What is asked:
Check each line of the records below for the word "this" and copy those where it appears.

Information shown:
## Start

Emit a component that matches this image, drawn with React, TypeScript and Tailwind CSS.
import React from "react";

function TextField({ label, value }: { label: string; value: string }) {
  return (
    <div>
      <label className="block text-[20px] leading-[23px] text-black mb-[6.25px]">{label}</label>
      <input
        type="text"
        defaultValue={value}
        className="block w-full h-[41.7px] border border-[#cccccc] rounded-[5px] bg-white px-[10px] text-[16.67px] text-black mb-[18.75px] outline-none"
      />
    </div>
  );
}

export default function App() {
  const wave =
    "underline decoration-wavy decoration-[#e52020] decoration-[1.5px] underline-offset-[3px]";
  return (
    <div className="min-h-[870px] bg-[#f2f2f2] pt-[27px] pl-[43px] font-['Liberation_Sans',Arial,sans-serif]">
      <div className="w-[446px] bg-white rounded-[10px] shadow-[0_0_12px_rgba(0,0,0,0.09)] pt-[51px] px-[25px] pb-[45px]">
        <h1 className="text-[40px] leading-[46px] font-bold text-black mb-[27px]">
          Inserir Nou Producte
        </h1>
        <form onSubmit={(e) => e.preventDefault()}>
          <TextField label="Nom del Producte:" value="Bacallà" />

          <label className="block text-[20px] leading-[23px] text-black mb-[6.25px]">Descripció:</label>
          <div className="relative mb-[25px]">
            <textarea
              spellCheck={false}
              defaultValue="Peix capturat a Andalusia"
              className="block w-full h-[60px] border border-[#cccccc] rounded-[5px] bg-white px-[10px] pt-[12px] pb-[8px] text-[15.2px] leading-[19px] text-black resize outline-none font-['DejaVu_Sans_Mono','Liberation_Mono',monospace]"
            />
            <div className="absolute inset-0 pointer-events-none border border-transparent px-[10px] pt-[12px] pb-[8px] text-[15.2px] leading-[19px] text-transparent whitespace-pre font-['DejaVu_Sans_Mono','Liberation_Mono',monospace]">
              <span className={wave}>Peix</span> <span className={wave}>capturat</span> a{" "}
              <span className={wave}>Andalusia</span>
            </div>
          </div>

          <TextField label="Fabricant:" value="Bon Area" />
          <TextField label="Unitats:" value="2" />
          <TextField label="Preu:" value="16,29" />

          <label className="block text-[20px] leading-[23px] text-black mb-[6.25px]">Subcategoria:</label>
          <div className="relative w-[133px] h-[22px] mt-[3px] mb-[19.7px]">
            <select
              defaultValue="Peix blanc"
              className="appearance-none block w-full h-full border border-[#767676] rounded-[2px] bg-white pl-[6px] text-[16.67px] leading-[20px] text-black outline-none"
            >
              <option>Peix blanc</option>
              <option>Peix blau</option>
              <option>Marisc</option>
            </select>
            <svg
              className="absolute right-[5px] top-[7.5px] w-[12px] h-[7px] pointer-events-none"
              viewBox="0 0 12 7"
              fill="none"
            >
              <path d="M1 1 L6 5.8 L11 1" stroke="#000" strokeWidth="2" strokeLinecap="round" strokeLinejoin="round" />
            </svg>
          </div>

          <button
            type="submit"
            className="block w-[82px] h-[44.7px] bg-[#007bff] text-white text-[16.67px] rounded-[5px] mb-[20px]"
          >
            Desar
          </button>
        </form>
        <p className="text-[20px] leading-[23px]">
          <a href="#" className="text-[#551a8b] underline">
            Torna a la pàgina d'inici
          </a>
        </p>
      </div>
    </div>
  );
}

## End
## Start

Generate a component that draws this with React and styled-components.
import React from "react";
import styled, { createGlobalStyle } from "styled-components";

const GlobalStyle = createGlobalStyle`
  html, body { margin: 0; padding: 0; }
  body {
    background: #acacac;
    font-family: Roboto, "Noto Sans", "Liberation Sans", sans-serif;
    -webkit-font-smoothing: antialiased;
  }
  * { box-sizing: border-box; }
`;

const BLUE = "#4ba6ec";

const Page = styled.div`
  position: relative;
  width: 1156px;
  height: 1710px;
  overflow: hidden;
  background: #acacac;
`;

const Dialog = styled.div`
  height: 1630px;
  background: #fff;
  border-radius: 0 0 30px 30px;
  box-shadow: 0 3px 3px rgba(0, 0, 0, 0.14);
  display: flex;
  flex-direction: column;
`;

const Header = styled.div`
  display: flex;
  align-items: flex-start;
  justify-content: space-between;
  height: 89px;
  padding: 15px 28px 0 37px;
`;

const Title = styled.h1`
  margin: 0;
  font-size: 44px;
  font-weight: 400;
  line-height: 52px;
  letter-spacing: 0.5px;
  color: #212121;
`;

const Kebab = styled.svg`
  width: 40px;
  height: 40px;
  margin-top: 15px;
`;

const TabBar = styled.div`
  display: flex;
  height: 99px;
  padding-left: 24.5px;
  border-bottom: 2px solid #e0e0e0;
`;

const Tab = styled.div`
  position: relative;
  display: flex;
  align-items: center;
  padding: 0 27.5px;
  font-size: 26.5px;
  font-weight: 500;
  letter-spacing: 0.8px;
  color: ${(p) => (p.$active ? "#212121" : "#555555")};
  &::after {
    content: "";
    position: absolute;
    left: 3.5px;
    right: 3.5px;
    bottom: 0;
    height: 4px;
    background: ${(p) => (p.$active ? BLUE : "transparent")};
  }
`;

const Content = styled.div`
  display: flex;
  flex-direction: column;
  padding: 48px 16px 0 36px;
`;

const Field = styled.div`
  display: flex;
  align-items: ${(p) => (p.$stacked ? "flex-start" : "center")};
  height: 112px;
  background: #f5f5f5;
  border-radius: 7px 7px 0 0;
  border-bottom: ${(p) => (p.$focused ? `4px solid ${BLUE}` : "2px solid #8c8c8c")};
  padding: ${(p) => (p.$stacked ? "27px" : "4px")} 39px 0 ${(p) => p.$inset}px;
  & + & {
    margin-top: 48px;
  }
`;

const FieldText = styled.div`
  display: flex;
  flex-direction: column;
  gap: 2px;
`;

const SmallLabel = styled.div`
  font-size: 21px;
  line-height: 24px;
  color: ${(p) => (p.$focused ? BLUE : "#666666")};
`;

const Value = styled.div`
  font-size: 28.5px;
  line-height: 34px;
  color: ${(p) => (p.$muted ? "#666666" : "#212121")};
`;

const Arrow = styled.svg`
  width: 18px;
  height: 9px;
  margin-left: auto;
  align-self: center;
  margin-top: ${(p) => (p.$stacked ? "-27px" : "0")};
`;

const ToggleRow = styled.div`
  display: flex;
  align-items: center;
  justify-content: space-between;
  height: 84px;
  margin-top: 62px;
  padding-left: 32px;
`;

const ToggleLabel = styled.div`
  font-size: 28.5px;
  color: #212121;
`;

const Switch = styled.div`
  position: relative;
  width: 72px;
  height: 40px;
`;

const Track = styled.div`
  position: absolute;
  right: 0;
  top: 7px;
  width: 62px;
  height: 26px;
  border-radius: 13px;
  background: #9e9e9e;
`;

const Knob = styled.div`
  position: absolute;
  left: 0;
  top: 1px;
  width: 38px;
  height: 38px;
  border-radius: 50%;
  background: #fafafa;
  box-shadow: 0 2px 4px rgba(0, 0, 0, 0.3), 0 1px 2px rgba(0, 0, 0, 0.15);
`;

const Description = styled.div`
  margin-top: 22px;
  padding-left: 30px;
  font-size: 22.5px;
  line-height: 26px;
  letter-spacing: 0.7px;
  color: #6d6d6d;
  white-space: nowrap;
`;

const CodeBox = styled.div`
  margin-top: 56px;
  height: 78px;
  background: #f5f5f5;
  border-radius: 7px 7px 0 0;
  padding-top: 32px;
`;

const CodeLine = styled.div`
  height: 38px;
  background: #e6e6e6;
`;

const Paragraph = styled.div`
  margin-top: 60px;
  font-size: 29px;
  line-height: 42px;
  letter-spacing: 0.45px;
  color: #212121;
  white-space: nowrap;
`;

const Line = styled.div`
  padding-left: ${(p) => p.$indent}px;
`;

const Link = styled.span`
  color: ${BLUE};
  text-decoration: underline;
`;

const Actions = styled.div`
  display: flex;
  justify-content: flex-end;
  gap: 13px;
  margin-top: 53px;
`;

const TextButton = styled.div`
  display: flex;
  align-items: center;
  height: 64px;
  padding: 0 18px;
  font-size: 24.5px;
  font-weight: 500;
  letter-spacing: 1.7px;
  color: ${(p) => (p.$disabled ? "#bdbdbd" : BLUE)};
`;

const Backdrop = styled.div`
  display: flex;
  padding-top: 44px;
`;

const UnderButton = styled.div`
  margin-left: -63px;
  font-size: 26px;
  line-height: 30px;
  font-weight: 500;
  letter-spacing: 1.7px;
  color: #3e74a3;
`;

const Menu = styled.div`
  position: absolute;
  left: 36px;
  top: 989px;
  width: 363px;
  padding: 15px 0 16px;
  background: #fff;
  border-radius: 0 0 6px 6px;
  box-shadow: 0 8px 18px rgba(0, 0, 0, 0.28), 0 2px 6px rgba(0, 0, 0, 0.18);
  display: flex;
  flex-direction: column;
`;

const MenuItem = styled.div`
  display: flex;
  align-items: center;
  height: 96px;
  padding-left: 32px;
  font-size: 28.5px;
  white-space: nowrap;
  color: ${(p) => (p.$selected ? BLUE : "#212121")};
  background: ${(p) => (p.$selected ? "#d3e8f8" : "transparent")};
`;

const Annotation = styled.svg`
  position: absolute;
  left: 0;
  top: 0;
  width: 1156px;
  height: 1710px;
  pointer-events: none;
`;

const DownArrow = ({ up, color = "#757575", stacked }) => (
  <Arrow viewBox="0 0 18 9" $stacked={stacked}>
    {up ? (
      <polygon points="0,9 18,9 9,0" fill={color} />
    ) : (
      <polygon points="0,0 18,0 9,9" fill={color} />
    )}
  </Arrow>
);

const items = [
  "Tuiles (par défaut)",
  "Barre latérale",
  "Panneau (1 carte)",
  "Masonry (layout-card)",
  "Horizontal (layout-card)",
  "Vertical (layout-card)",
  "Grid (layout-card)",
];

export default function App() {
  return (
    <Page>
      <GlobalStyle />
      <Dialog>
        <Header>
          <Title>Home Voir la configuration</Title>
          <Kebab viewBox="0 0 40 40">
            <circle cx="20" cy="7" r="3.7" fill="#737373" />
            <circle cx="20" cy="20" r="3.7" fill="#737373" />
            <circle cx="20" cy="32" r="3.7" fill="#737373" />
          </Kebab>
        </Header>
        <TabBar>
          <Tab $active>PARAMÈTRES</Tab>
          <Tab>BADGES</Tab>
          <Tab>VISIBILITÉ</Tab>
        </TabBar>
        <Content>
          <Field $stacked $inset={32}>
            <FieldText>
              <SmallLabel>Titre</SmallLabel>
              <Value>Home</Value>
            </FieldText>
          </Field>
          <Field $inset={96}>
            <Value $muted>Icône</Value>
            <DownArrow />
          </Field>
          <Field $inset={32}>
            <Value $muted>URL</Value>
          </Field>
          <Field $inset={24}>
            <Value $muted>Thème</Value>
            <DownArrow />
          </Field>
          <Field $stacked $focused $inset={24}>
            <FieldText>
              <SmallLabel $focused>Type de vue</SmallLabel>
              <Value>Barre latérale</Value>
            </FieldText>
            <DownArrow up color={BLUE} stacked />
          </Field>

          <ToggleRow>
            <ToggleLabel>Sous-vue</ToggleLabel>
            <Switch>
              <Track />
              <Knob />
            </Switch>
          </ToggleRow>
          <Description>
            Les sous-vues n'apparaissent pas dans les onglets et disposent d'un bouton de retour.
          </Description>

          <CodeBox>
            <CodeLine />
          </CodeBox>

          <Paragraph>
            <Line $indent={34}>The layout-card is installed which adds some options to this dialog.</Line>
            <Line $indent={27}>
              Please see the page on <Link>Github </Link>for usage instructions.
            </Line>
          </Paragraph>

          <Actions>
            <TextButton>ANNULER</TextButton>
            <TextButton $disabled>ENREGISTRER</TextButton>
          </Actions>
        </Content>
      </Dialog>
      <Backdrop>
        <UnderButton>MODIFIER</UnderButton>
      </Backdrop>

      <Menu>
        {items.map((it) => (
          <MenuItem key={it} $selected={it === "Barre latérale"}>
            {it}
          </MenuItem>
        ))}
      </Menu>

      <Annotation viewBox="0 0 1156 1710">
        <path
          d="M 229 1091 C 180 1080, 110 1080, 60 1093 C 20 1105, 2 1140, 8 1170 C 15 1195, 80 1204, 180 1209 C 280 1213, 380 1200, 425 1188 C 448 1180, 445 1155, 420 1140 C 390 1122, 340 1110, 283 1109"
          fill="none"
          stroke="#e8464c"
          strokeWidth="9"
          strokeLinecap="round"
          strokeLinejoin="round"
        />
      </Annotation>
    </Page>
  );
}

## End
## Start

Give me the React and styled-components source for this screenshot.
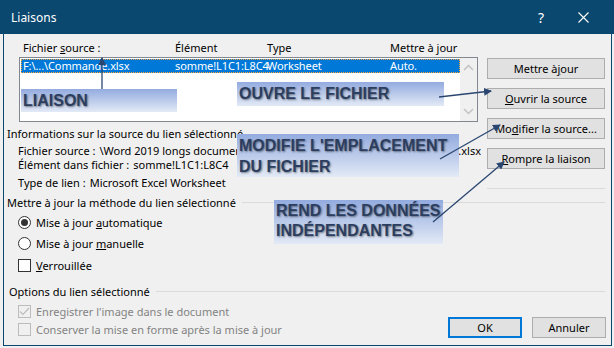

## End

Response to the exercise:
Emit a component that matches this image, drawn with React, TypeScript and Tailwind CSS.
Generate a component that draws this with React and styled-components.
            <Line $indent={34}>The layout-card is installed which adds some options to this dialog.</Line>
Give me the React and styled-components source for this screenshot.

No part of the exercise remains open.